You can try to write a dictionary of dictionaries. Let's say, you can split your data into chunks of 500000 items between 26 dictionaries for example, but the occupied memory would be very very big, don't think your system will handle it.
public class MySuperDictionary
{
private readonly Dictionary<KEY, VALUE>[] dictionaries;
public MySuperDictionary()
{
this.dictionaries = new Dictionary<KEY, VALUE>[373]; // must be a prime number.
for (int i = 0; i < dictionaries.Length; ++i)

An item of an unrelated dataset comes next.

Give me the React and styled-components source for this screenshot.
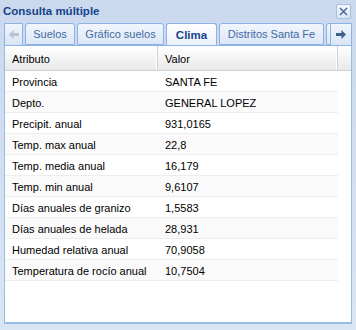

dictionaries[i] = new Dicionary<KEY, VALUE>(13000000 / dictionaries.Length);
}
public void Add(KEY key, VALUE value)
{
int bucket = (GetSecondaryHashCode(key) & 0x7FFFFFFF) % dictionaries.Length;
dictionaries[bucket].Add(key, value);
}
public bool Remove(KEY key)
{
int bucket = (GetSecondaryHashCode(key) & 0x7FFFFFFF) % dictionaries.Length;
return dictionaries[bucket].Remove(key);
}
public bool TryGetValue(KEY key, out VALUE result)
{
int bucket = (GetSecondaryHashCode(key) & 0x7FFFFFFF) % dictionaries.Length;
return dictionaries[bucket].TryGetValue(key, out result);
}
public static int GetSecondaryHashCode(KEY key)
{
here you should return an hash code for key possibly using a different hashing algorithm than the algorithm you use in inner dictionaries
}
}
I think that you need a new approach to your processing.
I must assume that you obtain the data from a file or a database, either way that is where it should remain.
There is no way that you may actually increase the limit on the number of values stored within a Dictionary, other than increasing system memory, but eitherway it is an extremely inefficient means of processing such a alarge amount of data.
You should rethink your algorithm so that you can process the data in more manageable portions. It will mean processing it in stages until you get your result. This may mean many hundreeds of passes through the data, but it's the only way to do it.
I would also suggest that you look at using generics to help speed up this repetitive processing and cut down on memory usage.
Remember that there will still be a balancing act between system performance and access to externally stored data (be it external disk store or database).